Why I still like 1 Gb Ethernet over WiFi

I bridged the NIC's on both machine but the copy speeds are extremely slow now, like floppy disk speed,
Network NICs Bridged.jpg
 
Bridged is wrong technology you just created a network loop.
Bonding is what your looking for, and the switch needs to support whatever method your using too (there are multiple), should you attempt it. Waste of time imho.
I don't think bonding is required for multipath, but I never seen it working ether. As far as I know, requires multiple transfers.
I posted long ago how to get 40gig on the cheap https://hardforum.com/threads/40-10gb-ethernet-under-500-noisy-but-fast-howto.1991874/
I personally run 10gig over fiber on https://mikrotik.com/product/crs312_4c_8xg_rm I wouldn't wish this switch OS on anyone but it does the job without the noise of cisco hardware. It still has fans tho.
 
Thank you! According to that article, it was available in windows 8? An that was smb 3.0--aren't we up to 3.1 now?
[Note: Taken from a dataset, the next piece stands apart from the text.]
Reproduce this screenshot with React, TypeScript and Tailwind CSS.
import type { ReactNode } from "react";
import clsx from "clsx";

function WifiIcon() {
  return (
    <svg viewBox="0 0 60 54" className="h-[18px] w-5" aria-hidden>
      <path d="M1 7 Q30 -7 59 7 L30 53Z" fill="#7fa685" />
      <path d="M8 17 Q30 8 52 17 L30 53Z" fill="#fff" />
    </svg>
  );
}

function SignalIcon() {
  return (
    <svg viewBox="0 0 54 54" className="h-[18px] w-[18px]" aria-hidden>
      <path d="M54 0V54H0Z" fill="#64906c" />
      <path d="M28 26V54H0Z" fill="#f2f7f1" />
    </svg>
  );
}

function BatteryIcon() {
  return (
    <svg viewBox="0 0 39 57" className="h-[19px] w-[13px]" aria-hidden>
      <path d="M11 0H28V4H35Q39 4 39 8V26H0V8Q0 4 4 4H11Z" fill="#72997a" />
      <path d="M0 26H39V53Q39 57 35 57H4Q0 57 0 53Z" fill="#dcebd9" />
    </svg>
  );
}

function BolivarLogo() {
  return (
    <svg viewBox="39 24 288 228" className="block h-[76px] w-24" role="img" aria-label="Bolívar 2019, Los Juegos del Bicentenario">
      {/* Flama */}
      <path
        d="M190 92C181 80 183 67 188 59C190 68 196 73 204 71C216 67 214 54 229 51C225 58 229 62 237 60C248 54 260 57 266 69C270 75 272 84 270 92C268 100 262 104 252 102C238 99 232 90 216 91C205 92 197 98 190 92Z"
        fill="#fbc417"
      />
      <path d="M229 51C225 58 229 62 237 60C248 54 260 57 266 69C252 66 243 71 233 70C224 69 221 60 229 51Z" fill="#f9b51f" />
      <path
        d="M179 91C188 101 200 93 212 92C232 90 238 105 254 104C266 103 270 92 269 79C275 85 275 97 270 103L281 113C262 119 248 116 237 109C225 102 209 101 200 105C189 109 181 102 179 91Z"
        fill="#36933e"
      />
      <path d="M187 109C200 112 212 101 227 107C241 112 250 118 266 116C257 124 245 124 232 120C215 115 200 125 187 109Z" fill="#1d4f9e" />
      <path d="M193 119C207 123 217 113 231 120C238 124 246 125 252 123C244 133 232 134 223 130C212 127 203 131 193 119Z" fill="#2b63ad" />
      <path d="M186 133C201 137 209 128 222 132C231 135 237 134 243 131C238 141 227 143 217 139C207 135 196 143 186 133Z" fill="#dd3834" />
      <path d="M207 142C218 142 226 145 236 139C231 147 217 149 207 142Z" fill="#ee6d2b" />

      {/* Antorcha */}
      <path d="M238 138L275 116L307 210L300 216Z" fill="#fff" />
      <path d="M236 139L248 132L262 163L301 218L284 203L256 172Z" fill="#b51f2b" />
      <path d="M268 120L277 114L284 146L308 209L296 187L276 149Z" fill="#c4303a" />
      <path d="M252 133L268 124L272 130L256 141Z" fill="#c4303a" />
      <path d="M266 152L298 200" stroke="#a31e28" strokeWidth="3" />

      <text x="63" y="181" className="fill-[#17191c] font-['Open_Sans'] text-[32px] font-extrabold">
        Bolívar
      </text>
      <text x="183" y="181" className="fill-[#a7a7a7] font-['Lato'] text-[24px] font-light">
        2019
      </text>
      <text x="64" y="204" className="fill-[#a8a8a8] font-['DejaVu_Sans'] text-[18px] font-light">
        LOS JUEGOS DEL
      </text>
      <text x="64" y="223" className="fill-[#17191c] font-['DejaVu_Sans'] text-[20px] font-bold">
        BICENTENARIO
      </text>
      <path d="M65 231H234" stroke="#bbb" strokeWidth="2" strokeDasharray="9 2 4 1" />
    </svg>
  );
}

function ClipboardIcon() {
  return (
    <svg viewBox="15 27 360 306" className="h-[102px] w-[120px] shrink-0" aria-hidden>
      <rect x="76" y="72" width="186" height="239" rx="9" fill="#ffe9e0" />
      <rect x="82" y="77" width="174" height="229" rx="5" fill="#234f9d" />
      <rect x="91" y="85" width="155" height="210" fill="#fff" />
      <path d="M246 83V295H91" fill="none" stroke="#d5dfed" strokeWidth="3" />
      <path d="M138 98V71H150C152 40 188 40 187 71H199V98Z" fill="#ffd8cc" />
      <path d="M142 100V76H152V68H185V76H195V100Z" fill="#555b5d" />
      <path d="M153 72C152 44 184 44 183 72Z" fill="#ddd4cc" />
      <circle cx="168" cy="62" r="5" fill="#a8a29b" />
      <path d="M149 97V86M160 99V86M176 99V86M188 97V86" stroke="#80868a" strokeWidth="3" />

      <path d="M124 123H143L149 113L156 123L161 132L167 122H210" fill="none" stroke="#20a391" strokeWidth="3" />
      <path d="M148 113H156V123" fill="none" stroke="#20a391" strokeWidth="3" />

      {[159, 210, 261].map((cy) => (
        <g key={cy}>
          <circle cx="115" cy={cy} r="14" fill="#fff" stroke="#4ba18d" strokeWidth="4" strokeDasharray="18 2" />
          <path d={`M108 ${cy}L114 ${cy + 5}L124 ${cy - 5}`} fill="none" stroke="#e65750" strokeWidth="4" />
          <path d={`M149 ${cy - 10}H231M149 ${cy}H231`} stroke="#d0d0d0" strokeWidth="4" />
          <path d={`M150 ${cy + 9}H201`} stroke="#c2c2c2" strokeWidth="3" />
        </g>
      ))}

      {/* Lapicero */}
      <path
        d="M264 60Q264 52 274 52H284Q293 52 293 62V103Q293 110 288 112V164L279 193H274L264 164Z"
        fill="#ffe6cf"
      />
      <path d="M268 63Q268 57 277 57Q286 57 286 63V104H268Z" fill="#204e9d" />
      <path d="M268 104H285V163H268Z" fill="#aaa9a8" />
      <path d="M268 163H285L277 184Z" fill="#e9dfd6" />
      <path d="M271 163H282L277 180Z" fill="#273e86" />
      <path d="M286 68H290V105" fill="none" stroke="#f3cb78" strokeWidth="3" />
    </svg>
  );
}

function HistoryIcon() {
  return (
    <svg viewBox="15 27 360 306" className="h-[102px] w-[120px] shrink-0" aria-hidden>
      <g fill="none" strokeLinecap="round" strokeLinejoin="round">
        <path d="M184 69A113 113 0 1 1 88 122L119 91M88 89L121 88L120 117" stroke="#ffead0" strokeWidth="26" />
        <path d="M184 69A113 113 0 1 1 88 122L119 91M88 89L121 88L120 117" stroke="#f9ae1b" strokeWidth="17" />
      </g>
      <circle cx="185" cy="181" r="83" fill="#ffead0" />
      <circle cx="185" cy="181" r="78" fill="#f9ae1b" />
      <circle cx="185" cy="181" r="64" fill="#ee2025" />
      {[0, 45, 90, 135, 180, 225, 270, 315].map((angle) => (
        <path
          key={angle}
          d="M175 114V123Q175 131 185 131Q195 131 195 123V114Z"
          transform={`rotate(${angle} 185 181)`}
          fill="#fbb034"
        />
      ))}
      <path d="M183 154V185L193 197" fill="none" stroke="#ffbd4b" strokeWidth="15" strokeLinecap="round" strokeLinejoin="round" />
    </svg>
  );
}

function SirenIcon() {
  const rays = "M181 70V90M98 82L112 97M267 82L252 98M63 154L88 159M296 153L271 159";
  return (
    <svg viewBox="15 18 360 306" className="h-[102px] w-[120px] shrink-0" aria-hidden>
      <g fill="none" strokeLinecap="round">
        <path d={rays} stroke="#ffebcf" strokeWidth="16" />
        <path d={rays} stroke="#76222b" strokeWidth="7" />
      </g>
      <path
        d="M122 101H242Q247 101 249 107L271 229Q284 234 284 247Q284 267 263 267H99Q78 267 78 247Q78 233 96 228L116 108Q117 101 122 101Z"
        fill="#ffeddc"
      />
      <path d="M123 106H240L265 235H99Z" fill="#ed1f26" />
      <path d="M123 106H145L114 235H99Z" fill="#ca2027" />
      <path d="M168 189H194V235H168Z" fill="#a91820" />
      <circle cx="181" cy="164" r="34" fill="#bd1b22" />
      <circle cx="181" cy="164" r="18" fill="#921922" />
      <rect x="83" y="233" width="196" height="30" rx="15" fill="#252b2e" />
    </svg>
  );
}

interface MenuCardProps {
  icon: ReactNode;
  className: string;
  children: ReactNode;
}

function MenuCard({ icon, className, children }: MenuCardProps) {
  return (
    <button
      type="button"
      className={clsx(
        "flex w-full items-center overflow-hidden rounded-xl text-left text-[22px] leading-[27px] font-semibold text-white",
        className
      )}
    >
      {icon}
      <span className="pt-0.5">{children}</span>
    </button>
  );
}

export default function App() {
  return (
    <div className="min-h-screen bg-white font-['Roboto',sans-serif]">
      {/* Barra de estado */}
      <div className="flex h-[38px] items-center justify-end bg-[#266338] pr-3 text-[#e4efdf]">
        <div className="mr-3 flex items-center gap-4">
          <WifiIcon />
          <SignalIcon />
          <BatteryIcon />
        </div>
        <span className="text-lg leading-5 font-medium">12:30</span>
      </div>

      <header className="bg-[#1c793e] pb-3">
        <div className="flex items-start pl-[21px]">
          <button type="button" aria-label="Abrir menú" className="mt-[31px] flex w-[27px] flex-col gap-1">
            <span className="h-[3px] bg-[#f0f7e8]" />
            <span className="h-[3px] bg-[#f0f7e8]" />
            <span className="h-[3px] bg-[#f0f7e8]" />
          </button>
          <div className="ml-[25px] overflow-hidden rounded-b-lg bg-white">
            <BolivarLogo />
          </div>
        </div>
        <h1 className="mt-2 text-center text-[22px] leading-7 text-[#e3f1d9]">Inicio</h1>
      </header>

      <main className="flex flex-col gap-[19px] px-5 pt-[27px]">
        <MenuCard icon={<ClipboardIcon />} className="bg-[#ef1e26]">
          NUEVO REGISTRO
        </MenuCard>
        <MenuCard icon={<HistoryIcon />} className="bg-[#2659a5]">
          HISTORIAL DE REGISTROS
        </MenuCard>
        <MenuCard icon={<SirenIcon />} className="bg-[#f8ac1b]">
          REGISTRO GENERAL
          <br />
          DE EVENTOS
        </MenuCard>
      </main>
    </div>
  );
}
SMB 3.0 Multichannel works just fine in Windows 8 and newer - I used to rely on it before I went 10G Ethernet. There's nothing you have to set - it just works... doing file transfers over SMB. Any other type of network traffic is completely unaffected.
 
Yeah multichannel SMB works great and is pretty much automatic. It's flexible also, so you can have one computer using 3x 1Gigabit connections while another computer uses 1x 2.5GbE and it will still work fine. It used to behave weird on computers with multiple network connections of different speeds, like if you had one computer with both a 1Gb network connection and a 100Mb network connection, it would transfer at 200Mbps instead of 1100Mbps, but it seems like they fixed that in more recent versions. Now you can even enable WiFi in addition to your Ethernet connection for a speed boost (assuming that the other end, and your network topology, can support the extra speed).

Although you can just plug in multiple Ethernet connections and be done with it in most cases, I prefer to only have one network connection with an IP and a gateway (internet access) and the others with an IP but no gateway (no internet access), so that all my internet traffic still only flows over one of the NICs, and the others are used for nothing but local traffic.

multipathSMB.png
 
Just picked up this today, had to call Cox twice since it wasn't provisioned correctly when I initially called to add the modem to the network.